Proactive solutions for managing snowmelt flooding
With warmer temperatures taking hold this winter, many communities are facing a deluge of melting snow with nowhere to go but down. SWS Managing Editor Amy McIntosh spoke with Bo Gell, global product manager, wastewater, for Xylem Inc., about how this melting snow can lead to residential flooding.
Amy McIntosh: How does flooding from snowmelt differ from flooding that comes from a rain event?
Bo Gell: The biggest difference with snowmelt [events] is that you may have several per season. For example, central New York had 60-plus in. of snow. We were at 50°F last week, so everything that was on the ground has melted. That is not typical for a season. So you cannot always predict when that snowmelt is going to occur.
McIntosh: How can people prepare for flooding while snow is still on the ground?
Gell: There are five ideas you should keep in mind. One is to know where you live, and know if you are at a risk for flooding. Many people move in and out of an area, so they may not know, historically, if that area is at risk of flooding. So we all need to make sure that we are covered as best we can with the proper insurance. But even if you are outside of a flood area, you can still have flooding. Flooding can be very local.
The second point is to make sure that your drainage is working properly. Particularly in the snow season, you might have ice dams, which may affect the way the gutters are draining. You may have drainage ditches that run adjacent to your property. Perhaps leaf collection did not happen timely and those may be clogged with leaves. If it is an urban [environment] maybe it is the sewer grates that need to be cleared of snow and debris. That is something that you can call into the city to have them take care of.
The third idea is to make sure that your drainage is flowing away from the foundation. Downspouts have a way of either clogging with debris or the downspouts can become dislodged by the ice or the snow. You need to make sure you are prepared to move that water away from your foundation.
The fourth point would be if you have a basement or a crawl space, you need to make sure that your sump pump is working. I think that is one area that we do not pay a lot of attention to until it is too late.
The fifth point is: Do you have a recommended battery backup system? We tend to lose power sometimes in the case of a bad storm, which may be associated with snowmelt. Has the battery in that battery backup system been serviced annually at least? Does the system work?
McIntosh: How common is it for the average homeowner to have flood insurance?
Gell: I understand that about 20% or so of flooding claims come from people that are outside of a flooding area, so you can see, flooding can be local. There may be some other local environmental factor, [such as] a little extra heavy snowfall; the normal drainage may not able to handle it. It shows that there’s a bit of attention needed [to be paid] to the details of your area. I think everyone is going to have to take a look at exactly where they are and what they might see as potential flooding even if they are not in the standard flooding area.

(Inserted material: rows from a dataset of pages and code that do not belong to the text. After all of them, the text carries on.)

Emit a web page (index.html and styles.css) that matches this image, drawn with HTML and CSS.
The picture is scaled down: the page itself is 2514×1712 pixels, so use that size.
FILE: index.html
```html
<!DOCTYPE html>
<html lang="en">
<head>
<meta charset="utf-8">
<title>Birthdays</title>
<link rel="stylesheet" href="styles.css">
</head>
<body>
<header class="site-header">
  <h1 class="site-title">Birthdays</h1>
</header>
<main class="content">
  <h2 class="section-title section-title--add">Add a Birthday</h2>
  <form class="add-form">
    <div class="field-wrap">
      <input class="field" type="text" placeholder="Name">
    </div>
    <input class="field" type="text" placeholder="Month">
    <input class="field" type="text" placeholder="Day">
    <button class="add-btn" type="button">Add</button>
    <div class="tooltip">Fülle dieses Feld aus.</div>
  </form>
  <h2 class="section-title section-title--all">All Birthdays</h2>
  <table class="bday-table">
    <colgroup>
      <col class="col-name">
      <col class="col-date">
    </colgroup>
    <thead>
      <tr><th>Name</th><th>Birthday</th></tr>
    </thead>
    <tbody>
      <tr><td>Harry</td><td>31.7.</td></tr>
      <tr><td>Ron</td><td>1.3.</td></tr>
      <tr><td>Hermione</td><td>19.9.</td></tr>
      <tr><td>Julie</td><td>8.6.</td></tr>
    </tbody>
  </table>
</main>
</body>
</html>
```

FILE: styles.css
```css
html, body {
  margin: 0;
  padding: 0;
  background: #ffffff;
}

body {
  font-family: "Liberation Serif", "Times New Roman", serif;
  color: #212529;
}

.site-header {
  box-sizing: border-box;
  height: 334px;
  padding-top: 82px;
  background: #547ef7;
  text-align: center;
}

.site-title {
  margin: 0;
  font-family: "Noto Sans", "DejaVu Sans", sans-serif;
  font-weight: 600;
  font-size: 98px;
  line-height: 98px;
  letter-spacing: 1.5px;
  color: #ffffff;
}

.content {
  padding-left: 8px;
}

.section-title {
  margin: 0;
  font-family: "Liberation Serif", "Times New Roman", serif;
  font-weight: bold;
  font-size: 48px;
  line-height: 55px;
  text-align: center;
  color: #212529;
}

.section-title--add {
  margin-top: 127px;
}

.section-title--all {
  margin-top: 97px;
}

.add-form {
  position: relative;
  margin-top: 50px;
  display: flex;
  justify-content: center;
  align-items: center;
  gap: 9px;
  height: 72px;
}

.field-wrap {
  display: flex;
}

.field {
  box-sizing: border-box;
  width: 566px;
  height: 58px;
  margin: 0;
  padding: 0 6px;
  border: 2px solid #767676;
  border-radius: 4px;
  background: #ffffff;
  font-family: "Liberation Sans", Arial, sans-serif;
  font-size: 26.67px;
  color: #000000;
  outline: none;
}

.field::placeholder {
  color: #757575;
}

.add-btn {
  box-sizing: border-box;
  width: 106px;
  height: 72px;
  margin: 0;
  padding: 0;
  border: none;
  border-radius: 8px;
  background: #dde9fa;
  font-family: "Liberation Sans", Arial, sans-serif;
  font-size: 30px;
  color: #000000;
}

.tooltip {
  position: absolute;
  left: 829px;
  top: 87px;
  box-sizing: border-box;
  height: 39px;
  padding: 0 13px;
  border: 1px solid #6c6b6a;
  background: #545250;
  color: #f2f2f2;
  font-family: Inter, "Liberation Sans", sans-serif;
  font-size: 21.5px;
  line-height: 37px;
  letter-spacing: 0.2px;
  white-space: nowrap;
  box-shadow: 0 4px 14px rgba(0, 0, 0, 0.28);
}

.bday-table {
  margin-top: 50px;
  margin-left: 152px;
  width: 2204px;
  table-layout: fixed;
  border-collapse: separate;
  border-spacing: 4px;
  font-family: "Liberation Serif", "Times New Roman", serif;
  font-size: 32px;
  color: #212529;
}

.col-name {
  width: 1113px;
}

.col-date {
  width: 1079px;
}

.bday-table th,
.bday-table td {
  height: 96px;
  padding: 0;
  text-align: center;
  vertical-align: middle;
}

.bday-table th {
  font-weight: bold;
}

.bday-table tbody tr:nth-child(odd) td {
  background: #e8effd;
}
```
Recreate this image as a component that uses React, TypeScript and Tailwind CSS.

McIntosh: If flooding does occur, what are effective methods for cleanup?
Gell: Obviously, prevention is the best, because floods can bring damage, disease, [and] loss of property and life. The best thing is to be prepared. You need to always do your part to protect yourself from a possible flooding event. We know that floods can costs tens of thousands of dollars. Past any minor flooding event, you would need to call an expert in, because flooding causes tremendous damage to a house that may not be seen for some time—for example, mold in the walls and other things. So if it is something that can be mopped up quickly, it is very important that it happens quickly. Above all, make sure that any time you see any flooding, you do not enter that area unless it is known to be safe.